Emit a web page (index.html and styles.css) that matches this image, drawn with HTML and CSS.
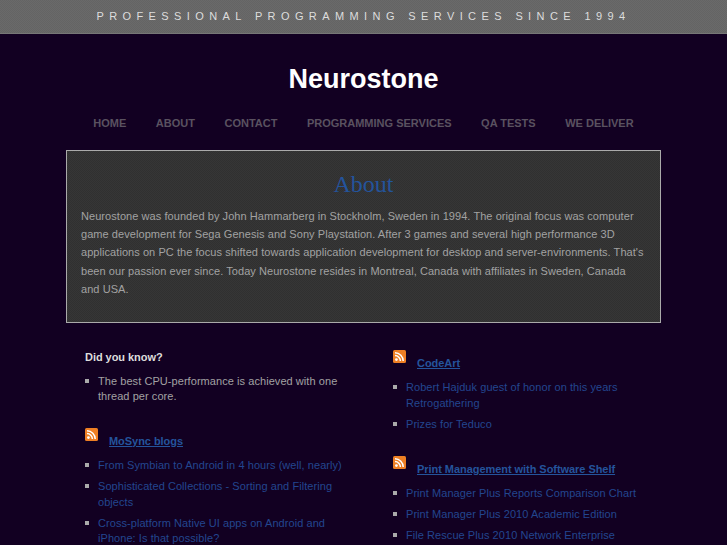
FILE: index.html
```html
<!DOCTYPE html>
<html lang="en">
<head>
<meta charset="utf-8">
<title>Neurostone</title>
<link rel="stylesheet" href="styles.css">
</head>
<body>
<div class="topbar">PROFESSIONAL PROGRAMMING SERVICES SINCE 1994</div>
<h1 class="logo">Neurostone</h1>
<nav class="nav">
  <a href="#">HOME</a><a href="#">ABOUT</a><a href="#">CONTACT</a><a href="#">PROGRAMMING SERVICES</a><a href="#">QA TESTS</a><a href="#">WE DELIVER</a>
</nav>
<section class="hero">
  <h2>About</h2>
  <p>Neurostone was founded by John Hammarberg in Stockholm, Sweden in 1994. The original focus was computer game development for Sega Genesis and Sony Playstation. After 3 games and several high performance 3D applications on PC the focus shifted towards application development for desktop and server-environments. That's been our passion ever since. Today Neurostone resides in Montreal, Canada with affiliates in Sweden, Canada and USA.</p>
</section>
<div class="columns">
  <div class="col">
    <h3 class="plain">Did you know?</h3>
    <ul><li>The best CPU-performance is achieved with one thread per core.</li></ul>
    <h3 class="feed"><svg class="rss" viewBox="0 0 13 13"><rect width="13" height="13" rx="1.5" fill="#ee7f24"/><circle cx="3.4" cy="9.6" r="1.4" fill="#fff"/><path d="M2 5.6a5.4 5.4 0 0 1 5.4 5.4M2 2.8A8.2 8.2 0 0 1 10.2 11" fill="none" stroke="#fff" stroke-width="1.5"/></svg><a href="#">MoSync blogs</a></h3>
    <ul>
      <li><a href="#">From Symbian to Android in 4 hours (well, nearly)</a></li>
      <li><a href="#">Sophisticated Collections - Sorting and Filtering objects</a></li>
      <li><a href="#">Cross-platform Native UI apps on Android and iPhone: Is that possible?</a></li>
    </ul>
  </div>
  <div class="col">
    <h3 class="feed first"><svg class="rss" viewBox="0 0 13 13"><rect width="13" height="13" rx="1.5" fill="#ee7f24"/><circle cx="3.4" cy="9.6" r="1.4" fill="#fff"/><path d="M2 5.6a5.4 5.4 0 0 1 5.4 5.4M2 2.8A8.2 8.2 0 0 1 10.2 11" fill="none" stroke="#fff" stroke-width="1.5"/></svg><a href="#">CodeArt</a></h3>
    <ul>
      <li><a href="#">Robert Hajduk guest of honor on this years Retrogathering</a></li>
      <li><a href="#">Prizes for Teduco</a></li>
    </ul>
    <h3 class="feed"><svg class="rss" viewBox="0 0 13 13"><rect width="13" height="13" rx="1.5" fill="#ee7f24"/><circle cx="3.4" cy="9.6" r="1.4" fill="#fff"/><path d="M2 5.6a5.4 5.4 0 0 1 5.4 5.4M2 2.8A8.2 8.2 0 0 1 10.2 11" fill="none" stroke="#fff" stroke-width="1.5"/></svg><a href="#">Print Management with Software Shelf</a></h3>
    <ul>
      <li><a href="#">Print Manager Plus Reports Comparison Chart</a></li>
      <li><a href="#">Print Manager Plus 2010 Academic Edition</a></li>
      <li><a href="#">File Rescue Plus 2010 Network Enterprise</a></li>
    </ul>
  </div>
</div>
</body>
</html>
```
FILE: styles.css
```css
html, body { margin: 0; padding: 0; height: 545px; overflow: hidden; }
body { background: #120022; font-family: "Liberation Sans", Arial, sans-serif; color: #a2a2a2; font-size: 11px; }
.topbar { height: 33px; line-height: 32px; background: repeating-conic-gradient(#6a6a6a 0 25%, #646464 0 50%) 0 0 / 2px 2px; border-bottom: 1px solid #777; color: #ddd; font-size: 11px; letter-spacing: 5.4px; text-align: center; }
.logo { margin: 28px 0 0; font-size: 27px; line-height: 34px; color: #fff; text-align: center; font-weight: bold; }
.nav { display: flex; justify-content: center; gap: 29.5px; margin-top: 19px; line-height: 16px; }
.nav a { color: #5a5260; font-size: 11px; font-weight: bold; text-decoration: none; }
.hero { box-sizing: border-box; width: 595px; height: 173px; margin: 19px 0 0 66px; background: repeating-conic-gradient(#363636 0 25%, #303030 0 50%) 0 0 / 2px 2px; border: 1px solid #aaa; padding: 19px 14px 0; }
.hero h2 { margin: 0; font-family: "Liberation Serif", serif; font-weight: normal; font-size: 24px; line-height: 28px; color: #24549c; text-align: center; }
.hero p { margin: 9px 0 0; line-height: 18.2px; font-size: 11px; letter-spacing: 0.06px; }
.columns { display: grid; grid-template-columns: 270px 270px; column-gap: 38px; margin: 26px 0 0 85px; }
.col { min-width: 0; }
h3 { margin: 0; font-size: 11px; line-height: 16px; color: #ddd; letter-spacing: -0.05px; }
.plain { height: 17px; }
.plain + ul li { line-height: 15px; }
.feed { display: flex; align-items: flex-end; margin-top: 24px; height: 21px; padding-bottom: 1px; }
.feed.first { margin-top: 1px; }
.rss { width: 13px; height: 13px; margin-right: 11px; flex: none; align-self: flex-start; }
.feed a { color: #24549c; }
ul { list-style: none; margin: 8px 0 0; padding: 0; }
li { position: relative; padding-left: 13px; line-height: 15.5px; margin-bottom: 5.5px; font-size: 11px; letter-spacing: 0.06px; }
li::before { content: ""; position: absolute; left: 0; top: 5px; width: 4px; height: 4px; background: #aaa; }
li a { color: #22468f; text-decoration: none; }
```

--

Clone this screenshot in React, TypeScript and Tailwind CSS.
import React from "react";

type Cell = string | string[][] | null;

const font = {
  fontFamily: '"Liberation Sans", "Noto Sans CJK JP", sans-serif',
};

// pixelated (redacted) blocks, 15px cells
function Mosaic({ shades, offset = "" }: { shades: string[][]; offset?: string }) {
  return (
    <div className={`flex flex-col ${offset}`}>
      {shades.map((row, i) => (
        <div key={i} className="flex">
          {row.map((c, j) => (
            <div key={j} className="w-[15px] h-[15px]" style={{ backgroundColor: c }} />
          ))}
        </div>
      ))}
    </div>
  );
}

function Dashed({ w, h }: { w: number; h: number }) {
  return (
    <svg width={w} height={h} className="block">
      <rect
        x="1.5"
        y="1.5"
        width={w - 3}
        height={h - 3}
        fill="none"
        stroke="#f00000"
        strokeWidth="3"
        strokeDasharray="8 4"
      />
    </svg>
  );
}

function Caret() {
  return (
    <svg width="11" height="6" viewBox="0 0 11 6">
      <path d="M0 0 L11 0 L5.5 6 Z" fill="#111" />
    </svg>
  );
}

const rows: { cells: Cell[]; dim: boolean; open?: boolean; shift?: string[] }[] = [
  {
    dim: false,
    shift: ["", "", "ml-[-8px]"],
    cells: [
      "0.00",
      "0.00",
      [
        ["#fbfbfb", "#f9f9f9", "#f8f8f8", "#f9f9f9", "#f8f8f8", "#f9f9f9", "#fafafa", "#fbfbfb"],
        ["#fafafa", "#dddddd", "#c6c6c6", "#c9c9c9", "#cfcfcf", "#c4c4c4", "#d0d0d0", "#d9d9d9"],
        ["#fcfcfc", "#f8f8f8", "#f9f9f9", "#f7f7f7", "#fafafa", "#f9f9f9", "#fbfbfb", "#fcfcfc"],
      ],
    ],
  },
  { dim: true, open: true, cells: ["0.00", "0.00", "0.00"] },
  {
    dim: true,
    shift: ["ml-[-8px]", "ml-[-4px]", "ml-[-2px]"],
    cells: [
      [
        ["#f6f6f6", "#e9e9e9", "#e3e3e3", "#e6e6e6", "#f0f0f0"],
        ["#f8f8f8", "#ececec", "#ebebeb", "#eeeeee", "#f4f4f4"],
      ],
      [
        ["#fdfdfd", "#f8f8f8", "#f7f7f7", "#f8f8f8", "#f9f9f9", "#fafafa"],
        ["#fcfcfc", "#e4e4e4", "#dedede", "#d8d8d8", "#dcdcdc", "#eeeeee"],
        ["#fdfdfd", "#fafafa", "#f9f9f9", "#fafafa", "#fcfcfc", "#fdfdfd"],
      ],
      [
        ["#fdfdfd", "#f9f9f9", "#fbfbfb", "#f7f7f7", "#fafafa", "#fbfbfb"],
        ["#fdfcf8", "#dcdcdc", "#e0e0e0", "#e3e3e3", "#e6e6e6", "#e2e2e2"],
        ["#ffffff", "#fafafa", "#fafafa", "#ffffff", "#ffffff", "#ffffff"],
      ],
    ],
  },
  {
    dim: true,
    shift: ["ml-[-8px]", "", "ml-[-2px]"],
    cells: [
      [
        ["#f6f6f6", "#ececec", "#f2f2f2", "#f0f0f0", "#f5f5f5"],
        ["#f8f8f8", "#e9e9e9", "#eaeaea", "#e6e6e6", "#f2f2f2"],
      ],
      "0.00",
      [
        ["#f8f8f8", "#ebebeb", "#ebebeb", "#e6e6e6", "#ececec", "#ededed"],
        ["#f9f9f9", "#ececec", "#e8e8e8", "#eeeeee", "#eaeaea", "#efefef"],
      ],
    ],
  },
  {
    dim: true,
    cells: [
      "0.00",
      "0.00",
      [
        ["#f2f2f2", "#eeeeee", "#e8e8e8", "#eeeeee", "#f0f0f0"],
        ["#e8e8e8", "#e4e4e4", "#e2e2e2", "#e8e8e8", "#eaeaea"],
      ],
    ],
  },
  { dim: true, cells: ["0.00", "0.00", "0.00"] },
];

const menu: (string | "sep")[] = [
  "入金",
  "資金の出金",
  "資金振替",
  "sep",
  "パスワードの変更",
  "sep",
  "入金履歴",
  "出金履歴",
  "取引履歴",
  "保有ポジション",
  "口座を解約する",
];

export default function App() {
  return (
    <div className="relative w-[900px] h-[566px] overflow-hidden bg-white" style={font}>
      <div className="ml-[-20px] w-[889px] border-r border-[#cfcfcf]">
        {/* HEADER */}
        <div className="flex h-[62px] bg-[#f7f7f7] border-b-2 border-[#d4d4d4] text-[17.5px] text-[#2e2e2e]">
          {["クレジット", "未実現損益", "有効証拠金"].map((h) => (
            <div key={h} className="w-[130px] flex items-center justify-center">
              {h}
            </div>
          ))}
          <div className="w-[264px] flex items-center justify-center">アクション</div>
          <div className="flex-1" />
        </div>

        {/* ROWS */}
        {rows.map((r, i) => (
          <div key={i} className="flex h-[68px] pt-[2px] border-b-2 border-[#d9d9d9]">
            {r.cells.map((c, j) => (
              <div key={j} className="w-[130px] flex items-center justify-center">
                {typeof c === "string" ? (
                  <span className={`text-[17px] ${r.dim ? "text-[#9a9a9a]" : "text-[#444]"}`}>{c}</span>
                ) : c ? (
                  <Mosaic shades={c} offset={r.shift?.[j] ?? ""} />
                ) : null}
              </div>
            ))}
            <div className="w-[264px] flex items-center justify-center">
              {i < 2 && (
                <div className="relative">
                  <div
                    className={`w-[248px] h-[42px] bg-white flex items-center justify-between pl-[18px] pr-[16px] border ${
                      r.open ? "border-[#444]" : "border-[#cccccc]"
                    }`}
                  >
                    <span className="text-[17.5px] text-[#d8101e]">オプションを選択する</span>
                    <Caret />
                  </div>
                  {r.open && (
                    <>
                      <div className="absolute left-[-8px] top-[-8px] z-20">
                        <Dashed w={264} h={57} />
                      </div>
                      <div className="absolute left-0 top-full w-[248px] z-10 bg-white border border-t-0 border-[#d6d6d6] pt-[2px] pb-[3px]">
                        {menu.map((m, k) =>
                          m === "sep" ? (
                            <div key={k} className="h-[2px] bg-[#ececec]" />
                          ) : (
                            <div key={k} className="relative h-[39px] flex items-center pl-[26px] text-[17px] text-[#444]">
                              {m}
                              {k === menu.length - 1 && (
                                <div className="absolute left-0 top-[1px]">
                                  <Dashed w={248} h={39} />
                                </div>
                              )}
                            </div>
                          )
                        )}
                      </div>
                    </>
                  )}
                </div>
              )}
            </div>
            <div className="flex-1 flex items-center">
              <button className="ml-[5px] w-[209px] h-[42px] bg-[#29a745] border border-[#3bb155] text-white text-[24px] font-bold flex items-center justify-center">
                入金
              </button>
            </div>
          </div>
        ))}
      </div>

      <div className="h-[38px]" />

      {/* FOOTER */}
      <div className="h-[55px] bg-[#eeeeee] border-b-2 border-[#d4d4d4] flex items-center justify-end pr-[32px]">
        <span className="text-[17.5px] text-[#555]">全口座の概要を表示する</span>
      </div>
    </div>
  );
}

...

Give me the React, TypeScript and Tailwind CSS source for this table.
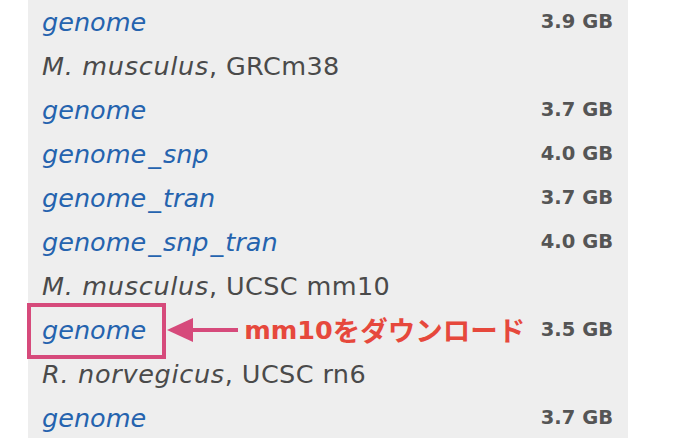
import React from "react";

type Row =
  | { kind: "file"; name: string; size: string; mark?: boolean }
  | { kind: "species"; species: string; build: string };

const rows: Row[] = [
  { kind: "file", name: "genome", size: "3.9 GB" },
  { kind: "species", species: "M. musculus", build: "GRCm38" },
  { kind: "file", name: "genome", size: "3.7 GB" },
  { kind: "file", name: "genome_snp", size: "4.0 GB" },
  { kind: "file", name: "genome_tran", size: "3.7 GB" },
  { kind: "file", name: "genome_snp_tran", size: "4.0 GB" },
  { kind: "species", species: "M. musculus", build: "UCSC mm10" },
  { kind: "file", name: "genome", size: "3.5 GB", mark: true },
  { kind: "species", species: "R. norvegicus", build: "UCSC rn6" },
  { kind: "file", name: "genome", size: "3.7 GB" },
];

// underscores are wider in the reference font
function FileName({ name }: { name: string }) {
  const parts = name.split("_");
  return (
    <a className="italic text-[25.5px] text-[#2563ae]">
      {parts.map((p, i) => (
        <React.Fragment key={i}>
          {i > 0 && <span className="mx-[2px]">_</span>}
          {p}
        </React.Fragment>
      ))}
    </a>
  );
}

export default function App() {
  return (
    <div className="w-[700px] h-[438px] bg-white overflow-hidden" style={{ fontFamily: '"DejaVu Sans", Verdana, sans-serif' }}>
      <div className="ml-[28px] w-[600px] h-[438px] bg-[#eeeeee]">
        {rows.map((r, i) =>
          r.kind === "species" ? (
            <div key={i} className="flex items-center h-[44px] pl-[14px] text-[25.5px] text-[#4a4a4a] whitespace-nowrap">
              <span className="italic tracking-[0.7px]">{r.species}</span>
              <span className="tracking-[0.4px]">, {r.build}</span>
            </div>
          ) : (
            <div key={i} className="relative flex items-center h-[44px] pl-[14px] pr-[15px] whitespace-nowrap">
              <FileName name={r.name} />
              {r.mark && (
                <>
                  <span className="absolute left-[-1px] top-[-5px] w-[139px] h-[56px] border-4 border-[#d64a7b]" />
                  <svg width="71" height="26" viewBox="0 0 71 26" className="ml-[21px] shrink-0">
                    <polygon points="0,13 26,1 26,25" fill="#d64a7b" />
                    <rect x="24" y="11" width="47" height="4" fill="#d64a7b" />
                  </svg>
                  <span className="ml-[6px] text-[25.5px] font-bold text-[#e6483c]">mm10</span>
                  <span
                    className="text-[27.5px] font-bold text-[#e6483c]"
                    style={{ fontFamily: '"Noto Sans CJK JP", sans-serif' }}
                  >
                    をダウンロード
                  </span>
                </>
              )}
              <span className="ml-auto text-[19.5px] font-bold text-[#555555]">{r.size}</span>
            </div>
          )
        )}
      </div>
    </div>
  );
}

Aim:
Every line that holds the word "React" counts once; state the total number of such lines and nothing else.

Written reply:
6